Perhaps that’s why, after the succeeding half-century of defeat after defeat, and certainly without any further progress, anti-racism and feminism and womanism and various kinds of genderism have come back in a rather fevered form. The general defeat has been so complete, the revanche so thorough, that we’re thrown back upon the last hill we took, and find ourselves compulsively re-taking it, like Civil War re-enactors, with a kind of perseverative and increasingly amped-up hysteria.

It’s been said that liberals are the only conservatives left; they hear the long withdrawing roar of the tide going out, and utter plaintive inverse-Canute cries telling it to come back in again. Not that they liked it when it was coming in; all those uncouth kids occupying university officials’ offices – not really the thing at all. And as for the Black Panthers, oh my. But the kids are nostalgia now, law enforcement settled the Panthers’ hash, and the current reality is oafs in MAGA hats, not to mention mismatched furs, occupying the Capitol.

The result is an unmistakable sense of embattlement and defensiveness, which in some cases, especially among younger people, transmutes into a kind of schematized militancy. Its concrete content is ever-more-vehement insistence on matters long since agreed upon, vigilant enforcement of an ever-changing orthodoxy about terminology and turns of phrase, and a squiggly, gingerbready proliferation of oppressed social categories requiring consideration, foregrounding, and deference; the rich, well-manured field of “gender” having borne abundant fruit in this regard. Activism collapses into the zone of discourse and degenerates into entrepreneurial brand-building, careerism, and the accumulation of moral capital, which expand on inverse proportion to an ever-shrinking base of intellectual originality and substantive political salience. Indignant attitudinizing about the mean old Fash goes hand-in-hand with calling the cops (who are, of course, in fact the best-armed, best-organized, most politically powerful and most dangerous element of the Fash).

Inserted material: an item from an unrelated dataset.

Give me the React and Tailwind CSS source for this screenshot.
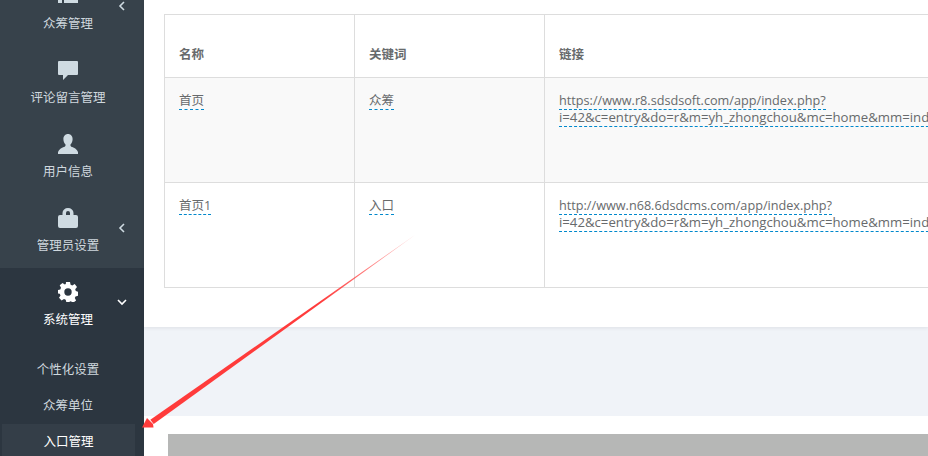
import React from "react";

function ListIcon() {
  return (
    <svg width="20" height="18" viewBox="0 0 20 18" fill="#cfdbe2">
      <rect x="0" y="0" width="4" height="3.5" />
      <rect x="6" y="0" width="14" height="3.5" />
      <rect x="0" y="6" width="4" height="3.5" />
      <rect x="6" y="6" width="14" height="3.5" />
      <rect x="0" y="12" width="4" height="4" />
      <rect x="6" y="12" width="14" height="4" />
    </svg>
  );
}

function CommentIcon() {
  return (
    <svg width="20" height="19" viewBox="0 0 20 19" fill="#cfdbe2">
      <path d="M1 0h18a1 1 0 0 1 1 1v12a1 1 0 0 1-1 1H10l-5 5v-5H1a1 1 0 0 1-1-1V1a1 1 0 0 1 1-1z" />
    </svg>
  );
}

function UserIcon() {
  return (
    <svg width="20" height="20" viewBox="0 0 20 20" fill="#cfdbe2">
      <path d="M10 0c2.800 0 4.600 2.200 4.600 5.200 0 2.200-.9 4-2.100 5.200-.3 1.300.2 2 1.700 2.700 2.300 1 4.800 2.200 5.800 4.900v2H0v-2c1-2.700 3.500-3.900 5.800-4.900 1.500-.7 2-1.400 1.700-2.700C6.300 9.200 5.400 7.400 5.400 5.200 5.400 2.200 7.200 0 10 0z" />
    </svg>
  );
}

function LockIcon() {
  return (
    <svg width="20" height="20" viewBox="0 0 20 20" fill="#cfdbe2">
      <path fillRule="evenodd" d="M4.500 7V5a5.500 5 0 0 1 11 0v2H18a2 2 0 0 1 2 2v9a2 2 0 0 1-2 2H2a2 2 0 0 1-2-2V9a2 2 0 0 1 2-2h2.500zm3.500 0h4V5a2 2 0 0 0-4 0v2z" />
    </svg>
  );
}

function GearIcon() {
  return (
    <svg width="20" height="20" viewBox="0 0 20 20" fill="#ffffff">
      <path fillRule="evenodd" d="M8 0h4l.6 2.800 1.700.7L16.700 2 19 5l-1.800 2.300.6 1.700 2.200.8v4l-2.500.6-.7 1.700 1.300 2.300-3 2.400-2.200-1.600-1.600.6L11.700 20H8.300l-.6-2.200-1.700-.7L3.600 18.500 1 15.700l1.500-2.200-.7-1.700L0 11.500v-3.500l2.300-.6.700-1.700L1.700 3.300 4.500 1l2.300 1.500 1-.5L8 0zm2 6.300a3.700 3.700 0 1 0 0 7.400 3.700 3.700 0 0 0 0-7.400z" />
    </svg>
  );
}

function Chevron({ down, color = "#cfdbe2" }) {
  return (
    <svg width="10" height="10" viewBox="0 0 10 10" fill="none" stroke={color} strokeWidth="1.600">
      {down ? <path d="M1 3l4 4 4-4" /> : <path d="M7 1L3 5l4 4" />}
    </svg>
  );
}

function NavItem({ icon, label, chevron, active }) {
  return (
    <div className="relative flex h-[74px] w-[136px] flex-col items-center pt-[14px]">
      <div className="flex h-[20px] items-center">{icon}</div>
      <span className={`mt-[9px] text-[12.5px] leading-[18px] ${active ? "text-white" : "text-[#cfd8de]"}`}>{label}</span>
      {chevron && <div className="absolute left-[117px] top-[29px]">{chevron}</div>}
    </div>
  );
}

function Editable({ children }) {
  return <span className="border-b border-dashed border-[#0088cc]">{children}</span>;
}

const rows = [
  { name: "首页", key: "众筹", host: "https://www.r8.sdsdsoft.com/app/index.php?", bg: "bg-[#f9f9f9]" },
  { name: "首页1", key: "入口", host: "http://www.n68.6dsdcms.com/app/index.php?", bg: "bg-white" },
];
const query = "i=42&c=entry&do=r&m=yh_zhongchou&mc=home&mm=index";

function Arrow() {
  return (
    <svg className="pointer-events-none absolute left-0 top-0 z-20" width="928" height="456" viewBox="0 0 928 456">
      <defs>
        <linearGradient id="fade" gradientUnits="userSpaceOnUse" x1="415" y1="235" x2="320" y2="303">
          <stop offset="0" stopColor="#ff3b3b" stopOpacity="0.35" />
          <stop offset="1" stopColor="#ff3b3b" />
        </linearGradient>
      </defs>
      <polygon points="415,235 153.700,424 150.300,419.800" fill="url(#fade)" />
      <polygon points="142,427.500 147,418 149.500,420.500 153,424 153.500,427.500" fill="#ff3b3b" />
    </svg>
  );
}

export default function App() {
  return (
    <div className="relative flex h-[456px] w-[928px] overflow-hidden bg-white font-['Open_Sans','Noto_Sans_CJK_SC',sans-serif] text-[12.5px] text-[#676a6c]">
      <aside className="h-full w-[144px] shrink-0 bg-[#37424b]">
        <div className="-mt-[28px]">
          <NavItem icon={<ListIcon />} label="众筹管理" chevron={<Chevron />} />
          <NavItem icon={<CommentIcon />} label="评论留言管理" />
          <NavItem icon={<UserIcon />} label="用户信息" />
          <NavItem icon={<LockIcon />} label="管理员设置" chevron={<Chevron />} />
        </div>
        <div className="h-[200px] bg-[#2c3640]">
          <NavItem icon={<GearIcon />} label="系统管理" active chevron={<Chevron down color="#ffffff" />} />
          <div className="flex flex-col pt-[10px]">
            <div className="flex h-[36px] w-[136px] items-center justify-center text-[#cfd8de]">个性化设置</div>
            <div className="flex h-[36px] w-[136px] items-center justify-center text-[#cfd8de]">众筹单位</div>
            <div className="ml-[2px] flex h-[36px] w-[133px] items-center justify-center bg-[#343e48] text-white">入口管理</div>
          </div>
        </div>
      </aside>

      <main className="flex min-w-0 flex-1 flex-col">
        <section className="relative z-10 h-[327px] shrink-0 overflow-hidden bg-white pl-[20px] pt-[14px] shadow-[0_1px_4px_rgba(0,0,0,0.08)]">
          <table className="w-[1100px] table-fixed border-collapse border border-[#dddddd]">
            <colgroup>
              <col className="w-[190px]" />
              <col className="w-[190px]" />
              <col />
            </colgroup>
            <thead>
              <tr className="h-[63px]">
                <th className="border border-[#dddddd] px-[14px] pb-[12px] text-left align-bottom font-bold">名称</th>
                <th className="border border-[#dddddd] px-[14px] pb-[12px] text-left align-bottom font-bold">关键词</th>
                <th className="border border-[#dddddd] px-[14px] pb-[12px] text-left align-bottom font-bold">链接</th>
              </tr>
            </thead>
            <tbody>
              {rows.map((r) => (
                <tr key={r.name} className={`h-[105px] ${r.bg}`}>
                  <td className="border border-[#dddddd] px-[14px] pt-[14px] align-top leading-[17px]"><Editable>{r.name}</Editable></td>
                  <td className="border border-[#dddddd] px-[14px] pt-[14px] align-top leading-[17px]"><Editable>{r.key}</Editable></td>
                  <td className="border border-[#dddddd] py-[14px] pl-[14px] pr-[500px] align-top text-[12.66px] leading-[17px]">
                    <Editable>{r.host}<span className="text-[13.2px]">{query}</span></Editable>
                  </td>
                </tr>
              ))}
            </tbody>
          </table>
        </section>
        <div className="h-[89px] shrink-0 bg-[#f0f3f8]" />
        <div className="flex-1 bg-white pl-[24px] pt-[18px]">
          <div className="h-[40px] w-full bg-[#b6b7b6]" />
        </div>
      </main>

      <Arrow />
    </div>
  );
}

Marx’s often-cited (perhaps too often-cited) aphorism about tragedy and farce doesn’t apply here, though farce certainly abounds. Marx’s point was that something new has to dress itself up as something old, but what we see around us now is just the opposite: something that purports to be new but is in fact a compulsive repetition of something old. Something that purports to be an advance, but is really a retreat. Something that purports to be radical but is in fact both aggressively and defensively liberal. Something that purports to be critical but is in fact essentialist. Idealism in a materialist costume; moralism impersonating realism; the petit-bourgeois grad student dressed as a sans-culotte, Phrygian cap and all. “Social construction” lies down with “really a woman”, absolute freedom with ineluctable preordained determination, as we are told the lion someday will with the lamb; the part about the little child leading them seems at least partially to have come true, in the person of that lionized little lamb Greta Thunberg.

But you get the idea.

Of course the obvious missing piece is precisely the keystone of the arch, namely Capital reproducing itself by feeding on us. Men and women have a long and variegated history together, as do Europe and Africa, Old World and New, East and West, same-sexers and other-sexers and people who want to jump the fence. But the world we actually live in is a world comprehensively defined by Capital, and to make “class” just one identity among many is to demagnetize one’s compass and wander at random. There is, actually, an axis on which the world spins, and there is a North Pole. The relations of men and women, black and white, in our actual lives, are not defined by some immemorial patriarchy, or some sticky intransigeant ideology, but concretely and immediately by the conditions of our shared existence under the reign of Capital.

This recognition was present at least to some degree during the heady years of the 60s and 70s, though it never really got into the driver’s seat, which may be one of the reasons why so many of the achievements of that period were so easily rolled back by our ancient foes. Now, during the Great Reawokening, it is almost entirely absent. May one suggest that this significant aching absence is the reason for both our silliness and our ineffectuality? For how useless we are – and how boring?